Market Update | Jason Obradovich

Hello everyone. Welcome back to the Mortgage Rundown. Today we are going to talk about what’s happening with the Capital Markets.

Another month and another release of inflation data. Yesterday was the highly anticipated CPI report. Is inflation still running high or have the FOMC moves over the past year finally pushed inflation downwards?

Well yesterday we got some bad news and a little bit of good news. Inflation is still running well above the Fed’s target and on a year-over-year basis is still running at 5.5% when you exclude volatile food and energy prices. In fact, if you look at the chart on your screen you will see that annual inflation has come down from its peak in September, but the FOMC still has a long way to go to get it down to 3% or lower.

Just to summarize, the Fed has been raising interest rates since March of last year and we are now looking at a Fed funds rate that went from 0-0.25% to where it is now at 5-5.25%. Those increases have certainly put a cramp on the economy and it’s slowly working its way into the components of CPI. We are starting to see relief in airfare, hotel stays, new cars, and rent. But the job market remains very strong with unemployment at record lows, goods prices are still very high, and energy prices still remain elevated.

Inflation has spread throughout the entire economy and when it comes down it’s very uneven, and for certain sectors, returns to normal very slowly. We will have to continue to be patient, but it does appear that we are on the right track for it to come down over time.

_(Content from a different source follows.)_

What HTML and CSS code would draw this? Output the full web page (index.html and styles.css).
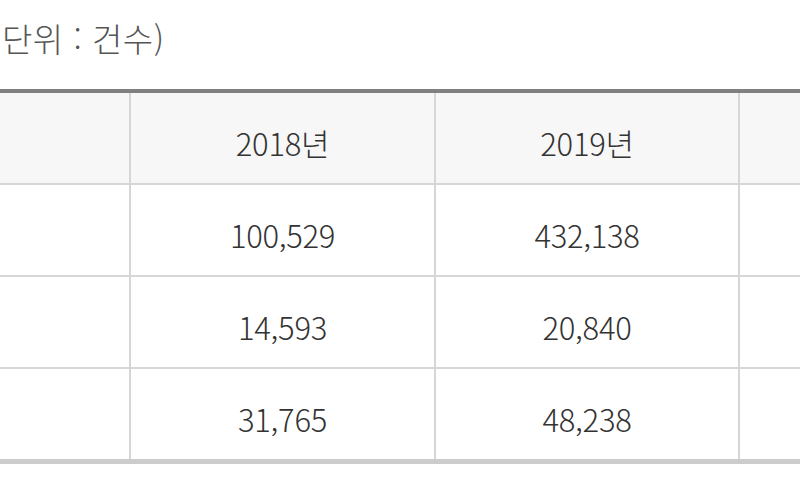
FILE: index.html
```html
<!DOCTYPE html>
<html lang="ko">
<head>
<meta charset="utf-8">
<link rel="stylesheet" href="styles.css">
</head>
<body>
<p class="unit">단위 : 건수)</p>
<div class="stats" role="table">
  <div class="cell head first"></div>
  <div class="cell head">2018년</div>
  <div class="cell head">2019년</div>
  <div class="cell head"></div>

  <div class="cell first"></div>
  <div class="cell">100,529</div>
  <div class="cell">432,138</div>
  <div class="cell"></div>

  <div class="cell first"></div>
  <div class="cell">14,593</div>
  <div class="cell">20,840</div>
  <div class="cell"></div>

  <div class="cell first last"></div>
  <div class="cell last">31,765</div>
  <div class="cell last">48,238</div>
  <div class="cell last"></div>
</div>
</body>
</html>
```

FILE: styles.css
```css
html, body {
  margin: 0;
  padding: 0;
  overflow: hidden;
  background: #ffffff;
}

body {
  font-family: "Noto Sans CJK KR", "Noto Sans", sans-serif;
  color: #333333;
}

.unit {
  margin: 0 0 0 2px;
  height: 89px;
  padding-top: 15px;
  box-sizing: border-box;
  font-size: 33px;
  font-weight: 300;
  line-height: 46px;
  letter-spacing: 0.5px;
  color: #555555;
}

.stats {
  display: grid;
  grid-template-columns: 129px 305px 304px 305px;
  width: max-content;
  border-top: 4px solid #808080;
  border-bottom: 5px solid #cccccc;
}

.cell {
  box-sizing: border-box;
  height: 92px;
  border-bottom: 2px solid #d6d6d6;
  border-left: 2px solid #d6d6d6;
  display: flex;
  align-items: center;
  justify-content: center;
  padding-top: 8px;
  font-size: 31px;
  font-weight: 300;
  letter-spacing: -0.3px;
}

.cell.first {
  border-left: none;
}

.cell.last {
  height: 90px;
  border-bottom: none;
}

.head {
  background: #f7f7f7;
}
```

Yesterday’s report seems to reinforce the belief that the FOMC will not raise rates in June and has reached their terminal rate. The market is pricing in a drop in the Fed Funds rate in September, November, and December. That might be an aggressive timeline given recent comments from the Fed, but clearly the market believes the economy is headed for a recession much sooner than the Fed. So far, the Fed has been right about the stickiness of inflation and the need to keep rates higher for longer.

That’s it everyone from the capital markets desk this week. Thank you all for watching and have a great day.